__Given information__:
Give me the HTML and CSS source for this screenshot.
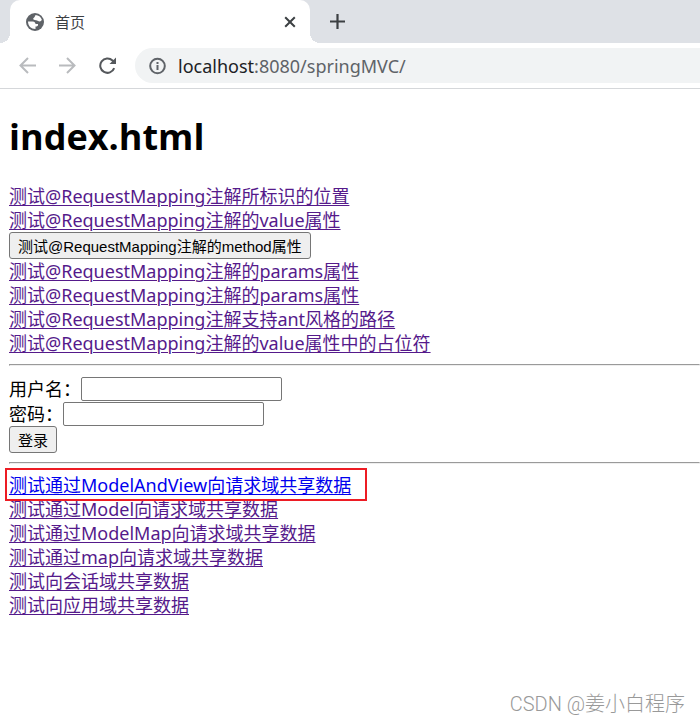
FILE: index.html
```
<!DOCTYPE html>
<html lang="zh">
<head>
    <meta charset="UTF-8">
    <meta name="viewport" content="width=device-width, initial-scale=1.0">
    <title>首页</title>
    <link rel="stylesheet" href="styles.css">
</head>
<body>
    <header>
        <div class="tab-strip">
            <div class="tab">
                <svg class="favicon" width="18" height="18" viewBox="0 0 18 18" aria-hidden="true">
                    <circle cx="9" cy="9" r="9" fill="#5f6368"/>
                    <path d="M9.500 2C12.500 2.200 14.800 3.800 15.800 6.500C15.500 8.500 13.500 9 12 8C11 6.800 9 7.500 7.500 6.500C6.500 5 9 4.500 9.500 2Z" fill="#fff"/>
                    <path d="M2 8.500L6.500 8.500C9 8.500 9.500 10 9.500 11L12 11C12.500 13 11 13.500 9.500 13.500L9.500 16C5 16 2 13 2 8.500Z" fill="#fff"/>
                </svg>
                <span class="tab-title">首页</span>
                <button class="icon-button" aria-label="关闭">
                    <svg width="12" height="12" viewBox="0 0 12 12" stroke="#3c4043" stroke-width="2"><path d="M1.200 1.200L10.800 10.800M10.800 1.200L1.200 10.800"/></svg>
                </button>
            </div>
            <button class="icon-button new-tab" aria-label="新标签页">
                <svg width="15" height="15" viewBox="0 0 15 15" stroke="#3c4043" stroke-width="2.200"><path d="M7.500 0V15M0 7.500H15"/></svg>
            </button>
        </div>
        <nav class="toolbar">
            <button class="icon-button" aria-label="后退">
                <svg width="18" height="18" viewBox="0 0 18 18" fill="none" stroke="#b9bbbe" stroke-width="2"><path d="M17 8.500H2M9 1L1.500 8.500L9 16"/></svg>
            </button>
            <button class="icon-button" aria-label="前进">
                <svg width="18" height="18" viewBox="0 0 18 18" fill="none" stroke="#b9bbbe" stroke-width="2"><path d="M0 8.500H15M8 1L15.500 8.500L8 16"/></svg>
            </button>
            <button class="icon-button" aria-label="重新加载">
                <svg width="18" height="18" viewBox="0 0 18 18"><path d="M15.200 11.200A7.200 7.200 0 1 1 13.500 3.500L15 5" fill="none" stroke="#55585c" stroke-width="2"/><path d="M17 .5V7H10.500Z" fill="#55585c"/></svg>
            </button>
            <div class="address">
                <svg width="18" height="18" viewBox="0 0 18 18" fill="none" stroke="#5f6368" stroke-width="2"><circle cx="9.500" cy="9" r="7.300"/><path d="M9.500 8V13M9.500 5V7"/></svg>
                <span class="url"><span class="host">localhost</span>:8080/springMVC/</span>
            </div>
        </nav>
    </header>

    <main>
        <h1>index.html</h1>
        <a href="#">测试@RequestMapping注解所标识的位置</a><br>
        <a href="#">测试@RequestMapping注解的value属性</a><br>
        <form>
            <button class="submit" type="button">测试@RequestMapping注解的method属性</button>
        </form>
        <a href="#">测试@RequestMapping注解的params属性</a><br>
        <a href="#">测试@RequestMapping注解的params属性</a><br>
        <a href="#">测试@RequestMapping注解支持ant风格的路径</a><br>
        <a href="#">测试@RequestMapping注解的value属性中的占位符</a><br>
        <hr>
        <form class="login">
            <div class="field">
                <label for="username">用户名：</label><input type="text" id="username">
            </div>
            <div class="field">
                <label for="password">密码：</label><input type="password" id="password">
            </div>
            <button class="submit" type="button">登录</button>
        </form>
        <hr>
        <a class="unvisited marked" href="#">测试通过ModelAndView向请求域共享数据</a><br>
        <a href="#">测试通过Model向请求域共享数据</a><br>
        <a href="#">测试通过ModelMap向请求域共享数据</a><br>
        <a href="#">测试通过map向请求域共享数据</a><br>
        <a href="#">测试向会话域共享数据</a><br>
        <a href="#">测试向应用域共享数据</a><br>
    </main>

    <footer>CSDN @姜小白程序</footer>
</body>
</html>
```
FILE: styles.css
```
:root {
    --link: #0000ee;
    --visited: #551a8b;
    --mark: #ed1c24;
    --border: #767676;
}

* {
    box-sizing: border-box;
}

body {
    margin: 0;
    min-height: 100vh;
    display: flex;
    flex-direction: column;
    background: #fff;
    color: #000;
    font-family: "Noto Sans", "Noto Sans CJK SC", sans-serif;
    font-size: 18px;
    line-height: 24px;
    overflow-x: hidden;
}

.tab-strip {
    display: flex;
    align-items: center;
    height: 43px;
    padding-left: 10px;
    background: #dee1e6;
}

.tab {
    position: relative;
    display: flex;
    align-items: center;
    width: 300px;
    height: 43px;
    padding: 0 14px 0 16px;
    background: #fff;
    border-radius: 10px 10px 0 0;
}

/* curved feet of the active tab */
.tab::before,
.tab::after {
    content: "";
    position: absolute;
    bottom: 0;
    width: 10px;
    height: 10px;
}

.tab::before {
    right: 100%;
    background: radial-gradient(circle at 0 0, #dee1e6 10px, #fff 10px);
}

.tab::after {
    left: 100%;
    background: radial-gradient(circle at 100% 0, #dee1e6 10px, #fff 10px);
}

.tab-title {
    flex: 1;
    margin-left: 11px;
    font-size: 15px;
    color: #3c4043;
}

.icon-button {
    display: flex;
    padding: 0;
    border: none;
    background: none;
}

.new-tab {
    margin-left: 20px;
}

.toolbar {
    display: flex;
    align-items: center;
    gap: 22px;
    height: 46px;
    padding-left: 19px;
    border-bottom: 1px solid #d5d7da;
}

.address {
    flex: 1;
    display: flex;
    align-items: center;
    gap: 12px;
    height: 35px;
    margin-left: -4px;
    padding-left: 13px;
    border-radius: 18px 0 0 18px;
    background: #f1f3f4;
}

.url {
    font-family: "Noto Sans", sans-serif;
    font-size: 18px;
    color: #5f6368;
}

.host {
    color: #202124;
}

main {
    flex: 1;
    padding-left: 9px;
}

h1 {
    margin: 24px 0 23px;
    font-family: "Open Sans", sans-serif;
    font-size: 36px;
    line-height: 48px;
}

a {
    color: var(--visited);
    text-underline-offset: 2px;
    text-decoration-thickness: 1px;
}

.unvisited {
    color: var(--link);
}

.marked {
    padding: 1px 12px 0 0;
    outline: 2px solid var(--mark);
    outline-offset: 2px;
}

hr {
    margin: 9px 0;
    border: 1px inset #eee;
}

.submit {
    display: block;
    height: 27px;
    padding: 0 8px;
    border: 1px solid var(--border);
    border-radius: 3px;
    background: #efefef;
    color: #000;
    font-family: "Liberation Sans", "Noto Sans CJK SC", sans-serif;
    font-size: 15px;
}

.login {
    padding-top: 1px;
}

.field {
    display: flex;
    align-items: center;
    height: 25px;
}

.field input {
    width: 201px;
    height: 24px;
    padding: 1px 2px;
    border: 1px solid var(--border);
    border-radius: 2px;
    font-size: 15px;
}

footer {
    padding: 0 15px 8px;
    text-align: right;
    font-family: Roboto, "Noto Sans CJK SC", sans-serif;
    font-size: 20px;
    font-weight: 300;
    color: #999;
}
```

__Exercise details__: Reproduce the data word for word, excluding its pictures.

__Response below__:
Give me the HTML and CSS source for this screenshot.
FILE: index.html
```
<!DOCTYPE html>
<html lang="zh">
<head>
    <meta charset="UTF-8">
    <meta name="viewport" content="width=device-width, initial-scale=1.0">
    <title>首页</title>
    <link rel="stylesheet" href="styles.css">
</head>
<body>
    <header>
        <div class="tab-strip">
            <div class="tab">
                <svg class="favicon" width="18" height="18" viewBox="0 0 18 18" aria-hidden="true">
                    <circle cx="9" cy="9" r="9" fill="#5f6368"/>
                    <path d="M9.500 2C12.500 2.200 14.800 3.800 15.800 6.500C15.500 8.500 13.500 9 12 8C11 6.800 9 7.500 7.500 6.500C6.500 5 9 4.500 9.500 2Z" fill="#fff"/>
                    <path d="M2 8.500L6.500 8.500C9 8.500 9.500 10 9.500 11L12 11C12.500 13 11 13.500 9.500 13.500L9.500 16C5 16 2 13 2 8.500Z" fill="#fff"/>
                </svg>
                <span class="tab-title">首页</span>
                <button class="icon-button" aria-label="关闭">
                    <svg width="12" height="12" viewBox="0 0 12 12" stroke="#3c4043" stroke-width="2"><path d="M1.200 1.200L10.800 10.800M10.800 1.200L1.200 10.800"/></svg>
                </button>
            </div>
            <button class="icon-button new-tab" aria-label="新标签页">
                <svg width="15" height="15" viewBox="0 0 15 15" stroke="#3c4043" stroke-width="2.200"><path d="M7.500 0V15M0 7.500H15"/></svg>
            </button>
        </div>
        <nav class="toolbar">
            <button class="icon-button" aria-label="后退">
                <svg width="18" height="18" viewBox="0 0 18 18" fill="none" stroke="#b9bbbe" stroke-width="2"><path d="M17 8.500H2M9 1L1.500 8.500L9 16"/></svg>
            </button>
            <button class="icon-button" aria-label="前进">
                <svg width="18" height="18" viewBox="0 0 18 18" fill="none" stroke="#b9bbbe" stroke-width="2"><path d="M0 8.500H15M8 1L15.500 8.500L8 16"/></svg>
            </button>
            <button class="icon-button" aria-label="重新加载">
                <svg width="18" height="18" viewBox="0 0 18 18"><path d="M15.200 11.200A7.200 7.200 0 1 1 13.500 3.500L15 5" fill="none" stroke="#55585c" stroke-width="2"/><path d="M17 .5V7H10.500Z" fill="#55585c"/></svg>
            </button>
            <div class="address">
                <svg width="18" height="18" viewBox="0 0 18 18" fill="none" stroke="#5f6368" stroke-width="2"><circle cx="9.500" cy="9" r="7.300"/><path d="M9.500 8V13M9.500 5V7"/></svg>
                <span class="url"><span class="host">localhost</span>:8080/springMVC/</span>
            </div>
        </nav>
    </header>

    <main>
        <h1>index.html</h1>
        <a href="#">测试@RequestMapping注解所标识的位置</a><br>
        <a href="#">测试@RequestMapping注解的value属性</a><br>
        <form>
            <button class="submit" type="button">测试@RequestMapping注解的method属性</button>
        </form>
        <a href="#">测试@RequestMapping注解的params属性</a><br>
        <a href="#">测试@RequestMapping注解的params属性</a><br>
        <a href="#">测试@RequestMapping注解支持ant风格的路径</a><br>
        <a href="#">测试@RequestMapping注解的value属性中的占位符</a><br>
        <hr>
        <form class="login">
            <div class="field">
                <label for="username">用户名：</label><input type="text" id="username">
            </div>
            <div class="field">
                <label for="password">密码：</label><input type="password" id="password">
            </div>
            <button class="submit" type="button">登录</button>
        </form>
        <hr>
        <a class="unvisited marked" href="#">测试通过ModelAndView向请求域共享数据</a><br>
        <a href="#">测试通过Model向请求域共享数据</a><br>
        <a href="#">测试通过ModelMap向请求域共享数据</a><br>
        <a href="#">测试通过map向请求域共享数据</a><br>
        <a href="#">测试向会话域共享数据</a><br>
        <a href="#">测试向应用域共享数据</a><br>
    </main>

    <footer>CSDN @姜小白程序</footer>
</body>
</html>
```
FILE: styles.css
```
:root {
    --link: #0000ee;
    --visited: #551a8b;
    --mark: #ed1c24;
    --border: #767676;
}

* {
    box-sizing: border-box;
}

body {
    margin: 0;
    min-height: 100vh;
    display: flex;
    flex-direction: column;
    background: #fff;
    color: #000;
    font-family: "Noto Sans", "Noto Sans CJK SC", sans-serif;
    font-size: 18px;
    line-height: 24px;
    overflow-x: hidden;
}

.tab-strip {
    display: flex;
    align-items: center;
    height: 43px;
    padding-left: 10px;
    background: #dee1e6;
}

.tab {
    position: relative;
    display: flex;
    align-items: center;
    width: 300px;
    height: 43px;
    padding: 0 14px 0 16px;
    background: #fff;
    border-radius: 10px 10px 0 0;
}

/* curved feet of the active tab */
.tab::before,
.tab::after {
    content: "";
    position: absolute;
    bottom: 0;
    width: 10px;
    height: 10px;
}

.tab::before {
    right: 100%;
    background: radial-gradient(circle at 0 0, #dee1e6 10px, #fff 10px);
}

.tab::after {
    left: 100%;
    background: radial-gradient(circle at 100% 0, #dee1e6 10px, #fff 10px);
}

.tab-title {
    flex: 1;
    margin-left: 11px;
    font-size: 15px;
    color: #3c4043;
}

.icon-button {
    display: flex;
    padding: 0;
    border: none;
    background: none;
}

.new-tab {
    margin-left: 20px;
}

.toolbar {
    display: flex;
    align-items: center;
    gap: 22px;
    height: 46px;
    padding-left: 19px;
    border-bottom: 1px solid #d5d7da;
}

.address {
    flex: 1;
    display: flex;
    align-items: center;
    gap: 12px;
    height: 35px;
    margin-left: -4px;
    padding-left: 13px;
    border-radius: 18px 0 0 18px;
    background: #f1f3f4;
}

.url {
    font-family: "Noto Sans", sans-serif;
    font-size: 18px;
    color: #5f6368;
}

.host {
    color: #202124;
}

main {
    flex: 1;
    padding-left: 9px;
}

h1 {
    margin: 24px 0 23px;
    font-family: "Open Sans", sans-serif;
    font-size: 36px;
    line-height: 48px;
}

a {
    color: var(--visited);
    text-underline-offset: 2px;
    text-decoration-thickness: 1px;
}

.unvisited {
    color: var(--link);
}

.marked {
    padding: 1px 12px 0 0;
    outline: 2px solid var(--mark);
    outline-offset: 2px;
}

hr {
    margin: 9px 0;
    border: 1px inset #eee;
}

.submit {
    display: block;
    height: 27px;
    padding: 0 8px;
    border: 1px solid var(--border);
    border-radius: 3px;
    background: #efefef;
    color: #000;
    font-family: "Liberation Sans", "Noto Sans CJK SC", sans-serif;
    font-size: 15px;
}

.login {
    padding-top: 1px;
}

.field {
    display: flex;
    align-items: center;
    height: 25px;
}

.field input {
    width: 201px;
    height: 24px;
    padding: 1px 2px;
    border: 1px solid var(--border);
    border-radius: 2px;
    font-size: 15px;
}

footer {
    padding: 0 15px 8px;
    text-align: right;
    font-family: Roboto, "Noto Sans CJK SC", sans-serif;
    font-size: 20px;
    font-weight: 300;
    color: #999;
}
```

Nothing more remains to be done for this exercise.